3) Develop a parenting plan. Choose a book, or a few, and read them together. A little study will save you a lot of potential heart break. There are many great books out there. They espouse various philosophies. Some advocate spanking, some advocate time out, some lean toward attachment parenting. The important thing is not so much which approach you choose, but to choose one together and to follow through with it. My personal favorite is Shepherding a Child’s Heart by Tedd Tripp. And very, very importantly, never undermine one another to your child. This is important, especially for mommies to remember. We often tend to think (not always on purpose) that we know best and too often interfere with daddy’s discipline. Trust your husband. Let him be a dad. Your kids need you both, that is why it took the both of you to make them. Back each other up!

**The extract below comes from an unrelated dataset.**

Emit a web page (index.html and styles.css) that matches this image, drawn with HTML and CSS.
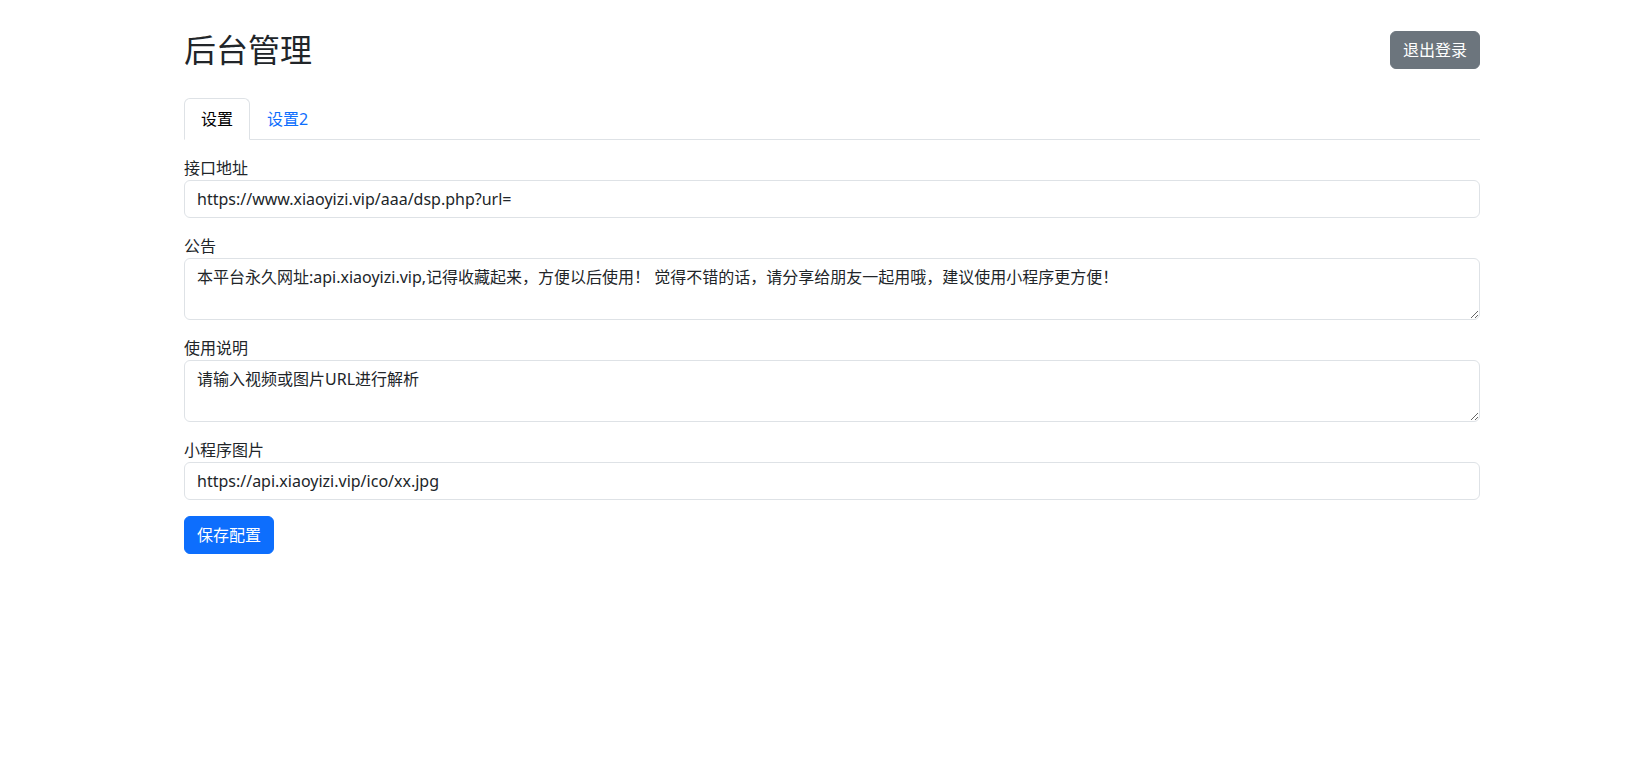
FILE: index.html
```html
<!DOCTYPE html>
<html lang="zh-CN">
<head>
    <meta charset="UTF-8">
    <meta name="viewport" content="width=device-width, initial-scale=1.0">
    <title>后台管理</title>
    <link rel="stylesheet" href="styles.css">
</head>
<body>
    <div class="container">
        <div class="header">
            <h1>后台管理</h1>
            <button class="btn btn-secondary">退出登录</button>
        </div>

        <ul class="nav-tabs">
            <li><a href="#" class="nav-link active">设置</a></li>
            <li><a href="#" class="nav-link">设置2</a></li>
        </ul>

        <form class="tab-content">
            <div class="form-group">
                <label for="apiUrl">接口地址</label>
                <input type="text" id="apiUrl" class="form-control" value="https://www.xiaoyizi.vip/aaa/dsp.php?url=">
            </div>
            <div class="form-group">
                <label for="notice">公告</label>
                <textarea id="notice" class="form-control" rows="2">本平台永久网址:api.xiaoyizi.vip,记得收藏起来，方便以后使用！ 觉得不错的话，请分享给朋友一起用哦，建议使用小程序更方便！</textarea>
            </div>
            <div class="form-group">
                <label for="usage">使用说明</label>
                <textarea id="usage" class="form-control" rows="2">请输入视频或图片URL进行解析</textarea>
            </div>
            <div class="form-group">
                <label for="miniImg">小程序图片</label>
                <input type="text" id="miniImg" class="form-control" value="https://api.xiaoyizi.vip/ico/xx.jpg">
            </div>
            <button type="button" class="btn btn-primary">保存配置</button>
        </form>
    </div>
</body>
</html>
```

FILE: styles.css
```css
* {
    box-sizing: border-box;
}
body {
    margin: 0;
    font-family: "Noto Sans", "Noto Sans CJK SC", sans-serif;
    font-size: 16px;
    line-height: 1.5;
    color: #212529;
    background-color: #fff;
}
.container {
    width: 1296px;
    margin-left: 184px;
    padding-top: 31px;
}
.header {
    display: flex;
    justify-content: space-between;
    align-items: center;
}
h1 {
    margin: 0;
    font-size: 32px;
    font-weight: 400;
    line-height: 38px;
}
.btn {
    display: inline-block;
    padding: 6px 12px;
    font-family: inherit;
    font-size: 16px;
    line-height: 24px;
    color: #fff;
    border: 1px solid transparent;
    border-radius: 6px;
    cursor: pointer;
}
.btn-secondary {
    background-color: #6c757d;
    border-color: #6c757d;
}
.btn-primary {
    background-color: #0d6efd;
    border-color: #0d6efd;
}
.nav-tabs {
    display: flex;
    list-style: none;
    margin: 29px 0 0;
    padding: 0;
    border-bottom: 1px solid #dee2e6;
}
.nav-link {
    display: block;
    margin-bottom: -1px;
    padding: 8px 16px;
    color: #0d6efd;
    text-decoration: none;
    border: 1px solid transparent;
    border-top-left-radius: 6px;
    border-top-right-radius: 6px;
}
.nav-link.active {
    color: #000;
    background-color: #fff;
    border-color: #dee2e6 #dee2e6 #fff;
}
.tab-content {
    padding-top: 16px;
}
.form-group {
    margin-bottom: 16px;
}
label {
    display: block;
}
.form-control {
    display: block;
    width: 100%;
    padding: 6px 12px;
    font-family: inherit;
    font-size: 16px;
    line-height: 24px;
    color: #212529;
    background-color: #fff;
    border: 1px solid #dee2e6;
    border-radius: 6px;
}
textarea.form-control {
    height: 62px;
    resize: vertical;
}
```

4) Think in terms of the big picture. You are, in reality, launching an adult into the world, not a child. That doesn’t mean you should start treating your new born like an adult. It means that as you think, plan and discipline you should keep in mind how your decisions will contribute to turning your child into the kind of adult you hope he will be. When you are caught up in mounds of laundry, dinner-making, sinks full of dirty dishes and tantrum-throwing toddlers, stop and remember what is most important. Laundry, dinner and dishes will always be there, but your chance to teach your child won’t. In those baby and toddler years, it can be tempting to avoid leaving the house with your child. You feel overwhelmed and that toddler challenges you at every corner. Don’t give in to this temptation. Get out, take the kid with you. Risk a scene in public. Your child learns how to behave because you teach him what is acceptable and what is not. You can’t teach him this if he never experiences being challenged to behave appropriately in restaurants, stores, museums, parks and movie theaters. Sure, you may have to abandon the activity if little Johnny flips out, but you have begun a lesson that will teach him the things he needs to know to get along in the world.
5) Major on the majors and just don’t even worry about the minors. Say “yes” as often as you can so that when you say “no” you aren’t drowning yourself out in too long a set of rules. This is best accomplished by focusing on matters of character. This will grow in importance as your child grows into the teenage years. Give your child plenty of room to be himself. If something interests him or he likes a certain style of dress that you don’t particularly like, ask yourself if the interest is a matter of character and if it isn’t, then why stress about it? Your child is an autonomous being. Let it happen. You want it to. But draw the line when matters of character come in to question. The presumption is that you want to launch a responsible, modest, hard-working, honest, kind person into the world. Hold the line with an iron fist in these matters and practice liberality in the rest.
6) Simply like your child. This may sound strange, like it would come naturally, but that is not always the case. Your child is a unique person, with a unique personality. That personality may or may not be a natural fit for your personality. Get to know your child for who he is. Remember to laugh, play and have fun with your kid as you develop your relationship with him. And, frankly, decide to like him for who he is. A tomboyish mother may get a girly-girl daughter or an artsy dad might get an athletic son, or any combination there-in. Let your kids be who they are and learn to like it! Don’t compare them to other kids, either outside or inside your home. Compare your child only to the best version of himself and help him become that.
7) Lastly, trust your instincts. You will get a lot of advice along the way. Everyone thinks they know the best way to do this thing, but the truth is, every child is unique and even within your own home you will find that discipline techniques that work with one child make no difference in another. In the final analysis, you will be held responsible for the children you were given. So whether you breast-feed, cloth-diaper, wear your baby, spank, give time-outs, co-sleep, or do them all or some or none, don’t worry about what others think of you. You must look into your own heart and soul and after you do, look yourself in the mirror and answer the question, “Am I doing the right thing?” No one else can truly answer that for you. And never forget to enjoy the ride, mom and dad. It’s like a roller coaster with ups and downs and thrills and over way too soon.